Reviewed by JONATHAN LEWIS:         


EDGE OF DARKNESS. Warner Brothers, 1943. Errol Flynn, Ann Sheridan, Walter Huston, Nancy Coleman, Helmut Dantine, Judith Anderson, Ruth Gordon, John Beal, Morris Carnovsky. Director: Lewis Milestone.

   Many of Errol Flynn’s movies have a sense of lightness to them. That’s often what makes them such watchable, timeless films. Flynn is most often cast alongside two comical companions or in singular pursuit of a lovely girl who initially despises him, but eventually comes to love him.

   He’s the gentleman forced into fighting for a just cause. Think the swashbuckling Captain Blood (1935) or the epic, iconic Dodge City (1939). They are adventure stories, where Flynn portrays the elegant good guy who defeats the bad guy and, in the end, gets the girl. But there’s a sense that all the fisticuffs and gunfighting have been in good fun, even if more than a few people have gotten banged up or shot down along the way.

   Edge of Darkness, while an exceptionally good war movie, is neither fun, nor would one would call a happy film. Indeed, it’s one Errol Flynn movie where he doesn’t portray a particularly elegant man and there aren’t any bad guys, at least not in the lighthearted sense of the term.

   In Edge of Darkness, a story about Norwegian resistance fighters during the Second World War, the proverbial bad guys – the Nazis – aren’t merely bad. They are evil. And they can’t be reasoned with, tricked into changing their ways, or laughed aside. They must be killed. It’s this premise, coupled with great cinematography and superb performances by Flynn, Ann Sheridan, Walter Huston, and Helmut Dantine, that set this beautifully gritty Warner Brothers war film apart from other anti-Nazi films of the era.

   Directed by Lewis Milestone with a script by Robert Rossen, Edge of Darkness is a very powerful film about a simple man’s determination to free his country from the grip of totalitarianism. Flynn portrays Gunnar Brogge, a Norwegian resistance leader in the small fishing village of Trollness. He’s determined to get weapons from the British and to use them to strike against the Nazis occupying his town.

   Brogge’s commitment to methodical planning is tested when he discovers that a Nazi soldier violated his girlfriend, Karen Stensgard (Ann Sheridan). Further straining the already tense situation is the fact that Karen’s brother collaborated with the Nazis in Oslo and that her father, Dr. Martin Stensgard (Huston) is not fully committed to violent action against the German invaders.
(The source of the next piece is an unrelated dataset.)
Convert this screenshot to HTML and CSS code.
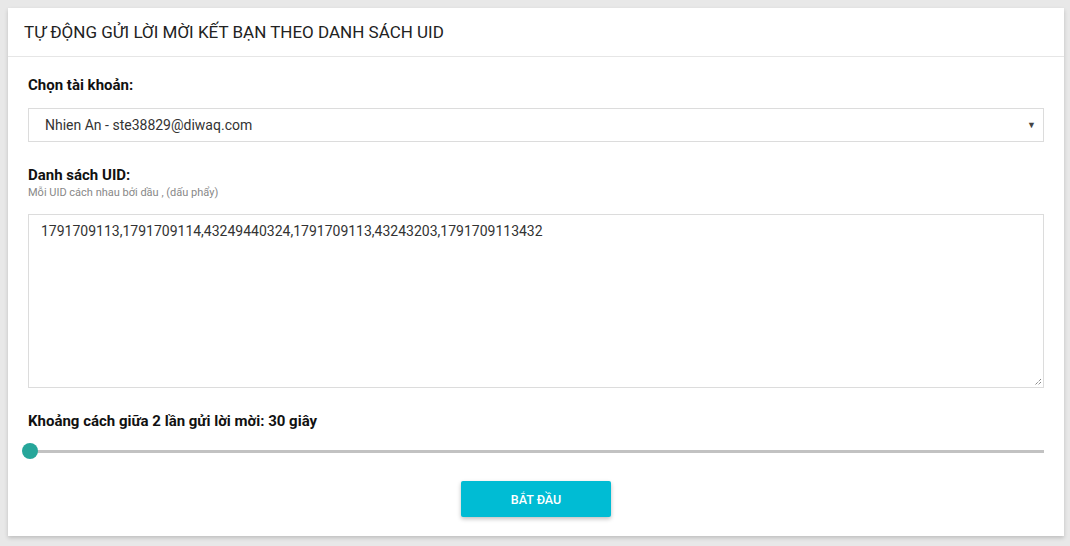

   There are some very tense moments in this well-acted film, including a scene in which Brogge, along with others, is forced to dig his own grave — literally. The most memorable scene in the film, however, may belong to actor Morris Carnovksy, a veteran of the Yiddish theater and Broadway. Carnovsky, portrays Sixtus Andresen, a town schoolteacher who refuses to yield to the demands of the top Nazi thug in Trollness, Captain Koenig (Dantine). It’s a poignant reminder than individuals do have a choice when faced with tyranny.